Ecrivain et journaliste : deux professions de plumes qui tendent à se rejoindre. Plusieurs auteurs ont ainsi publié, outre des romans, de nombreux articles : Antoine Blondin, Colette, Jack London… A l’inverse, certains journalistes s’essaient aux romans, le prix Interallié ayant d’ailleurs été historiquement attribué par des journalistes à un pair pour avoir publié un roman. Nombreux aussi sont les écrivains qui, sans nécessairement emprunter l’habit de journaliste, s’intéressent à ce que l’on appelle communément les faits divers et la manière dont la justice les saisit. Yasmina Reza n’est pas la première : on pense bien sûr à Truman Capote, Joseph Kessel, Simone de Beauvoir, Jean Giono, Philippe Jaenada, Régis Jauffet, Emmanuel Carrère…

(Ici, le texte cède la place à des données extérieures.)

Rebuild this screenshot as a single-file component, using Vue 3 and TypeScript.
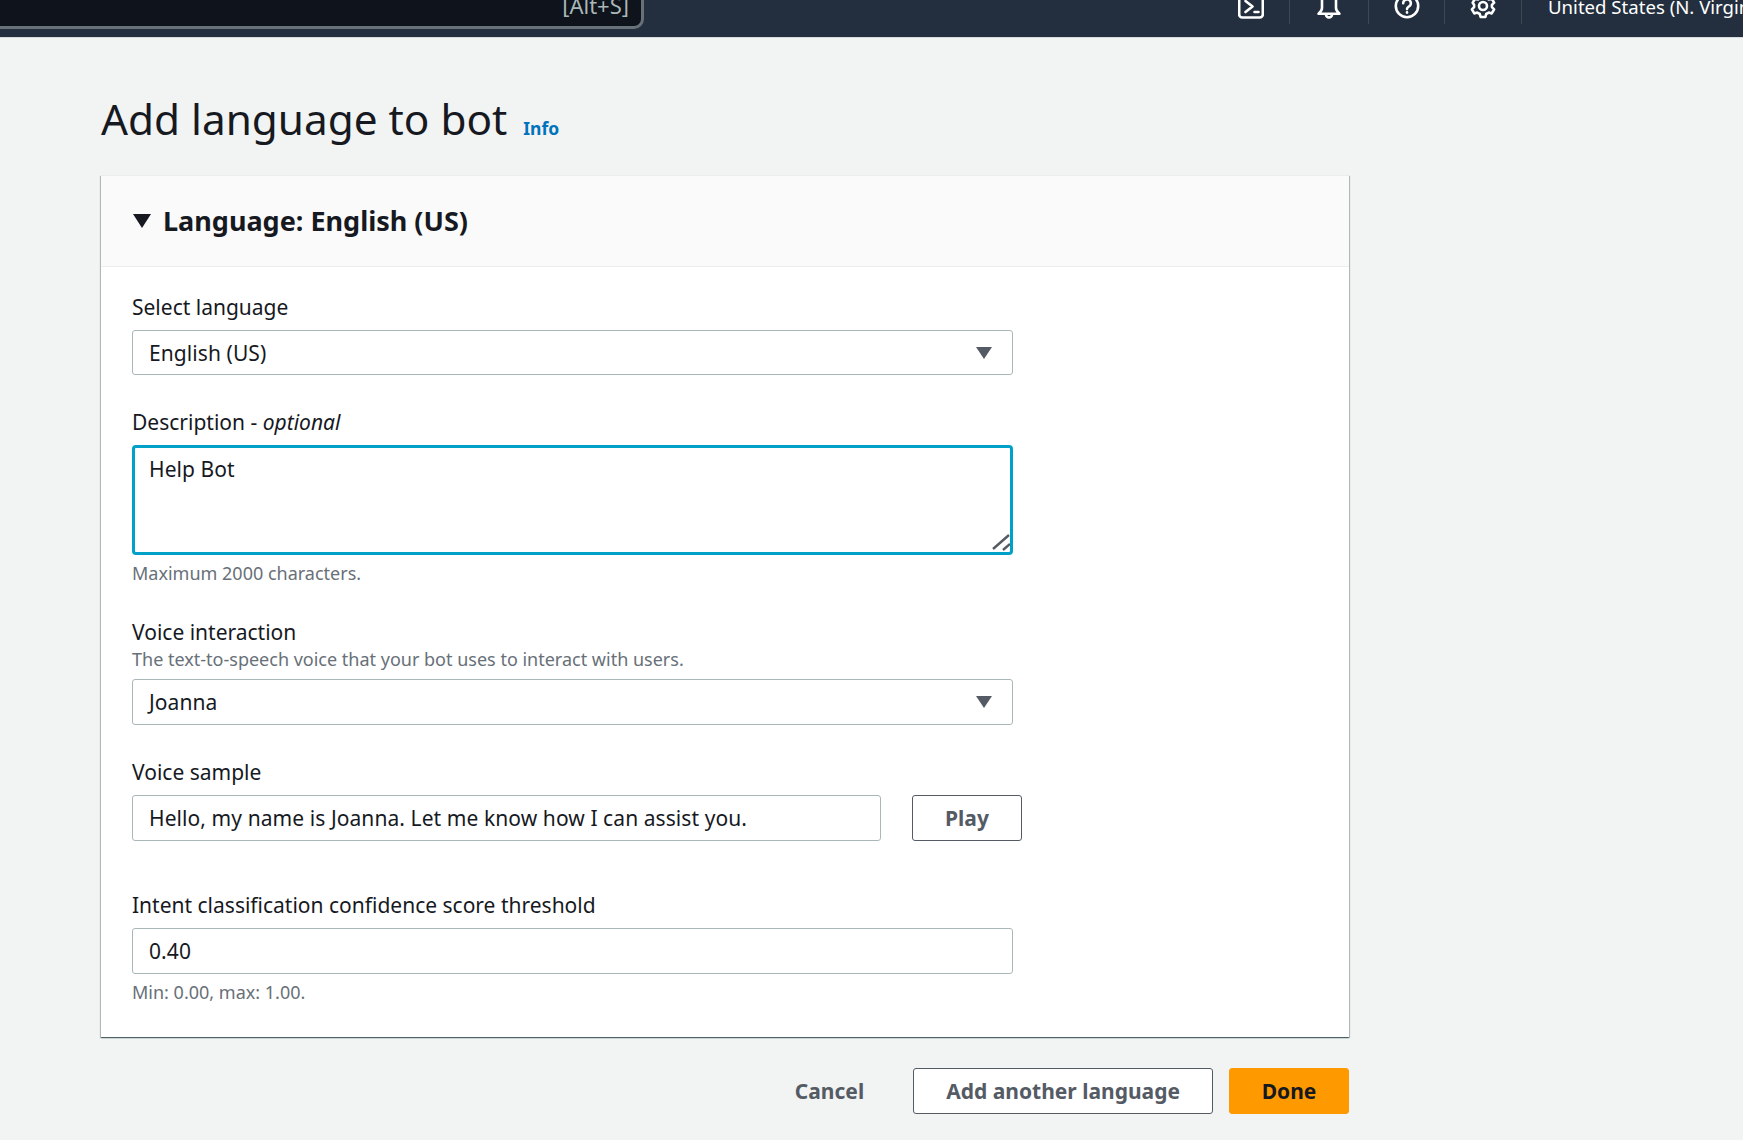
<template>
  <div class="page">
    <!-- Top nav, cropped at the top of the window -->
    <header class="topbar">
      <div class="search"><span class="search-hint">[Alt+S]</span></div>
      <div class="nav">
        <div class="nav-cell terminal">
          <svg width="26" height="26" viewBox="0 0 26 26" fill="none" stroke="#fff" stroke-width="2.6" stroke-linecap="round" stroke-linejoin="round">
            <rect x="1.2" y="-6" width="23.6" height="30.5" rx="3" />
            <path d="M7.5 8l7 5.5-7 5.5M16.5 19h4" />
          </svg>
        </div>
        <div class="nav-cell bell">
          <svg width="26" height="26" viewBox="0 0 26 26" fill="none" stroke="#fff" stroke-width="2.6" stroke-linecap="round" stroke-linejoin="round">
            <path d="M6 6v9c0 2.5-1.2 3.8-3.4 5.8h20.8C21.2 18.8 20 17.5 20 15V6" />
            <path d="M10 21.5a3 3 0 006 0" />
          </svg>
        </div>
        <div class="nav-cell help">
          <svg width="26" height="26" viewBox="0 0 26 26" fill="none" stroke="#fff" stroke-width="2.6" stroke-linecap="round" stroke-linejoin="round">
            <circle cx="13" cy="13" r="11.2" />
            <path d="M9.2 10.2a3.8 3.8 0 117 2c-1 1.4-3.2 1.8-3.2 3.9" />
            <path d="M13 19.4v.2" />
          </svg>
        </div>
        <div class="nav-cell gear">
          <svg width="26" height="26" viewBox="0 0 26 26" fill="none" stroke="#fff" stroke-width="2.6" stroke-linecap="round" stroke-linejoin="round">
            <circle cx="13" cy="13" r="4" />
            <path d="M10.6 2h4.8l.8 3 2.5 1.4 3-.8 2.4 4.1-2.2 2.2v2.2l2.2 2.2-2.4 4.1-3-.8-2.5 1.4-.8 3h-4.8l-.8-3-2.5-1.4-3 .8-2.4-4.1 2.2-2.2v-2.2L2.7 9.7l2.4-4.1 3 .8 2.5-1.4z" />
          </svg>
        </div>
        <div class="region">United States (N. Virginia)</div>
      </div>
    </header>

    <main class="content">
      <h1 class="title">Add language to bot <a class="info">Info</a></h1>

      <section class="card">
        <div class="card-head">
          <svg class="caret" width="18" height="14" viewBox="0 0 18 14"><path d="M0 0h18L9 14z" fill="#16191f" /></svg>
          <h2>Language: English (US)</h2>
        </div>

        <div class="card-body">
          <label class="label">Select language</label>
          <div class="control select">
            <span>English (US)</span>
            <svg width="16" height="12" viewBox="0 0 16 12"><path d="M0 0h16L8 12z" fill="#545b64" /></svg>
          </div>

          <label class="label next">Description - <em>optional</em></label>
          <div class="control textarea">
            <span>Help Bot</span>
            <svg class="grip" width="20" height="20" viewBox="0 0 20 20" fill="none" stroke="#545b64" stroke-width="2.4">
              <path d="M3 17L19 3M13 18l7-6" />
            </svg>
          </div>
          <p class="hint under">Maximum 2000 characters.</p>

          <label class="label next">Voice interaction</label>
          <p class="hint desc">The text-to-speech voice that your bot uses to interact with users.</p>
          <div class="control select tall">
            <span>Joanna</span>
            <svg width="16" height="12" viewBox="0 0 16 12"><path d="M0 0h16L8 12z" fill="#545b64" /></svg>
          </div>

          <label class="label next">Voice sample</label>
          <div class="sample-row">
            <div class="control sample tall">Hello, my name is Joanna. Let me know how I can assist you.</div>
            <button class="btn play">Play</button>
          </div>

          <label class="label next far">Intent classification confidence score threshold</label>
          <div class="control tall">0.40</div>
          <p class="hint under">Min: 0.00, max: 1.00.</p>
        </div>
      </section>

      <footer class="actions">
        <button class="btn link">Cancel</button>
        <button class="btn">Add another language</button>
        <button class="btn primary">Done</button>
      </footer>
    </main>
  </div>
</template>

<script setup lang="ts">
</script>

<style>
html, body {
  margin: 0;
  background: #f2f3f3;
}
</style>

<style scoped>
.page {
  height: 1140px;
  overflow: hidden;
  background: #f2f3f3;
  font-family: "Noto Sans", "Open Sans", sans-serif;
  font-size: 21px;
  color: #16191f;
}

.topbar {
  display: flex;
  justify-content: space-between;
  height: 37px;
  border-bottom: 1px solid #d5dbdb;
  background: #232f3e;
  overflow: hidden;
}
.search {
  box-sizing: border-box;
  display: flex;
  align-items: flex-end;
  justify-content: flex-end;
  flex: none;
  width: 654px;
  height: 39px;
  margin: -10px 0 0 -10px;
  padding: 0 12px 9px 0;
  background: #0e131c;
  border: 3px solid #687078;
  border-radius: 10px;
}
.search-hint {
  font-size: 22px;
  line-height: 24px;
  color: #aab7b8;
}
.nav {
  display: flex;
  flex: none;
  width: 532px;
  height: 24px;
}
.nav-cell {
  display: flex;
  flex: none;
  justify-content: center;
  box-sizing: border-box;
  height: 24px;
  border-right: 1px solid #414750;
}
.nav-cell svg {
  flex: none;
  margin-top: -7px;
}
.terminal {
  width: 79px;
  padding-left: 2px;
}
.bell {
  width: 79px;
}
.help {
  width: 76px;
}
.gear {
  width: 77px;
}
.region {
  flex: none;
  margin-left: 26px;
  margin-top: -5px;
  font-size: 18.6px;
  line-height: 24px;
  color: #fff;
  white-space: nowrap;
}

.content {
  width: 1248px;
  margin-left: 101px;
}
.title {
  display: flex;
  align-items: baseline;
  gap: 16px;
  margin: 53px 0 28px;
  font-size: 42.3px;
  font-weight: 400;
  line-height: 56px;
}
.info {
  font-size: 17.5px;
  font-weight: 700;
  line-height: 1;
  color: #0073bb;
}

.card {
  background: #fff;
  box-shadow: 0 1px 1px 0 rgba(0, 28, 36, 0.5), 1px 1px 1px 0 rgba(0, 28, 36, 0.2), -1px 1px 1px 0 rgba(0, 28, 36, 0.2);
  border-top: 1px solid #eaeded;
}
.card-head {
  display: flex;
  align-items: center;
  gap: 12px;
  box-sizing: border-box;
  height: 91px;
  padding-left: 32px;
  background: #fafafa;
  border-bottom: 1px solid #eaeded;
}
.card-head h2 {
  margin: 0 0 2px;
  font-size: 27px;
  font-weight: 700;
}
.card-body {
  padding: 26px 31px 33px;
}

.label {
  display: block;
  margin-bottom: 9px;
  line-height: 28px;
}
.label.next {
  margin-top: 33px;
}
.label.far {
  margin-top: 50px;
}
.hint {
  margin: 0;
  font-size: 18px;
  line-height: 24px;
  color: #687078;
}
.hint.under {
  margin-top: 6px;
}
.hint.desc {
  margin: -8px 0 8px;
}

.control {
  display: flex;
  align-items: center;
  justify-content: space-between;
  box-sizing: border-box;
  width: 881px;
  height: 45px;
  padding: 0 20px 0 16px;
  background: #fff;
  border: 1px solid #aab7b8;
  border-radius: 3px;
  letter-spacing: 0.08px;
}
.control.tall {
  height: 46px;
}
.textarea {
  position: relative;
  align-items: flex-start;
  height: 110px;
  padding: 7px 14px;
  border: 3px solid #00a1c9;
  border-radius: 4px;
}
.grip {
  position: absolute;
  right: 0;
  bottom: 0;
}

.sample-row {
  display: flex;
  align-items: flex-start;
  gap: 31px;
}
.control.sample {
  flex: none;
  width: 749px;
}

.btn {
  box-sizing: border-box;
  height: 46px;
  padding: 0 32px;
  background: #fff;
  border: 1px solid #545b64;
  border-radius: 3px;
  font-family: inherit;
  font-size: 21px;
  font-weight: 700;
  color: #545b64;
}
.play {
  width: 110px;
  padding: 0;
}
.actions {
  display: flex;
  justify-content: flex-end;
  gap: 16px;
  margin-top: 31px;
}
.link {
  margin-right: 33px;
  padding: 0 0;
  background: none;
  border: none;
}
.primary {
  width: 120px;
  padding: 0;
  background: #f90;
  border-color: #f90;
  color: #16191f;
}
</style>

Mais là où le chroniqueur judiciaire a l’obligation de rendre compte des faits et informer le public du déroulé d’un procès, faisant souvent œuvre de pédagogie, l’écrivain est bien plus libre puisqu’il n’a aucun compte à rendre : à lui de mettre en lumière la personne ou l’élément qui l’intéresse. L’idée n’est pas de rechercher la vérité, de documenter un procès mais de retranscrire la perception d’une certaine réalité. Ainsi, pour Yasmina Reza, la littérature s’apparente à un art, celui d’écrire. L’écrivain « s’efforce d’exprimer sa vision, son tempérament, sa façon à lui de voir le monde sans aucun souci d’objectivité (…) La vérité de la création littéraire est une vérité entre soi et soi. Elle concerne la justesse des situations, des sentiments, des paroles que vous voulez mettre en mouvement, elle n’a rien à voir avec la recherche d’une vérité édifiante » (NRF n° 658, Entretien avec Yasmina Reza).
Et dans son livre, Yasmina Reza use parfaitement de sa liberté, ne donnant que rarement le verdict d’un procès et s’écartant nettement de certains compte-rendus de justice comme dans les affaires Sarkozy ou Daval. Yasmina Reza ne se positionne jamais dans le « judiciairement correct » comme a pu le souligner Olivia Gesbert dans une rencontre lors du Livre sur la place à Nancy.
©️ Pascal Victor-Artcomart
À propos de l’auteure
Romancière et dramaturge de renommée mondiale, Yasmina Reza a publié chez Flammarion L’Aube le soir ou la nuit, Comment vous racontez la partie, Heureux les heureux (prix littéraire Le Monde 2013), Bella Figura, Babylone (prix Renaudot 2016), Anne-Marie la Beauté (Flammarion, 2020) et en janvier 2021, Serge. Elle a reçu le prix mondial Cino Del Duca 2024 pour l’ensemble de son oeuvre.